Ce roman (avec La vieille anglaise et le contient) tranche avec le reste de la sélection. Épisode historique et tragique, Dominique Fortier décrit les périples de l’expédition prises dans les glaces de l’Arctique, récit entrecoupé par la vie de celles qui sont restées à terre. J’avoue que ce mélange ne m’a pas complètement convaincu. Ce va et vient entre Arctique, Angleterre et souvenirs en Tasmanie m’a paru par moment artificiel. J’aurai préféré (mais ce n’est que mon impression de lecteur) qu’on s’attache plus à la vie sur le bateau, à ce huis-clos terrible qui frappe les aventuriers. De bons éléments, mais une trop grande hétérogénéité pour emporter une adhésion totale.

Yohan


Extrait :

Le soleil a baissé jusqu'à toucher la terre, et le ciel s'est brièvement empli des couleurs de l'arc-en-ciel. L'énorme boule de feu a basculé par-dessus l'horizon dans des replis rouges et orange tandis que plus haut les nuages ourlés de dorures se teintaient de pourpre, de bleu, de vert.
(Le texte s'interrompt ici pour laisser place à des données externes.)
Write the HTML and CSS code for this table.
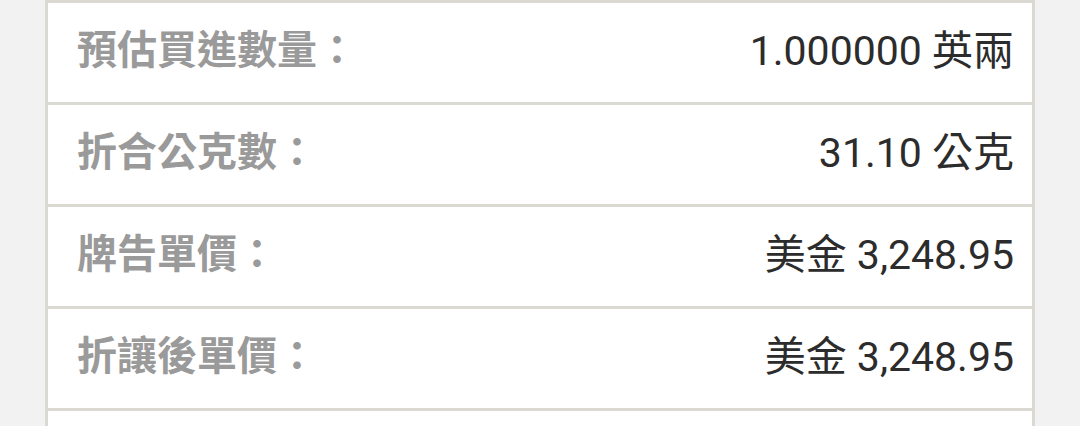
FILE: index.html
```html
<!DOCTYPE html>
<html lang="zh-Hant">
<head>
<meta charset="utf-8">
<title>預估買進</title>
<link rel="stylesheet" href="styles.css">
</head>
<body>
<div class="table">
  <div class="row"><span class="label">預估買進數量：</span><span class="value">1.000000 英兩</span></div>
  <div class="row"><span class="label">折合公克數：</span><span class="value">31.10 公克</span></div>
  <div class="row"><span class="label">牌告單價：</span><span class="value">美金 3,248.95</span></div>
  <div class="row"><span class="label">折讓後單價：</span><span class="value">美金 3,248.95</span></div>
  <div class="row"></div>
</div>
</body>
</html>
```

FILE: styles.css
```css
html, body {
  margin: 0;
  padding: 0;
  background: #f2f2f2;
}
body {
  width: 1080px;
  height: 426px;
  overflow: hidden;
  font-family: Roboto, "Noto Sans CJK TC", sans-serif;
}
.table {
  margin-left: 45px;
  width: 984px;
  background: #ffffff;
  border-left: 3px solid #dadad3;
  border-right: 3px solid #dadad3;
}
.row {
  height: 99px;
  border-top: 3px solid #dadad3;
  display: flex;
  align-items: center;
  justify-content: space-between;
  padding: 0 18px 0 29px;
  line-height: 40px;
}
.label {
  font-family: "Noto Sans CJK TC", sans-serif;
  font-size: 40px;
  font-weight: 700;
  color: #9a9a9a;
  padding-bottom: 11px;
}
.value {
  font-size: 41px;
  color: #2c2c2c;
  padding-bottom: 3px;
}
```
J'ai été curieusement ému de ce spectacle auquel j'avais l'impression d'assister presque en voyeur, peut-être parce que j'étais seul à le contempler.

L'astre a disparu et j'ai tourné les talons pour rentrer. Pour dire le vrai, j'ignore ce que j'allais chercher au cours de cette longue marche, et je ne saurais dire si j'ai cru l'avoir trouvé ou me suis résigné  ne point le découvrir, mais je suis revenu habité d'une sorte de sentiment de paix qui a peut-être davantage à voir avec la fatalité. Sans doute l'homme qui n'a plus rien à perdre et qui le sait est-il infiniment plus libre que celui qui craint à tout moment de voir son bonheur, sa richesse, sa vie lui échapper.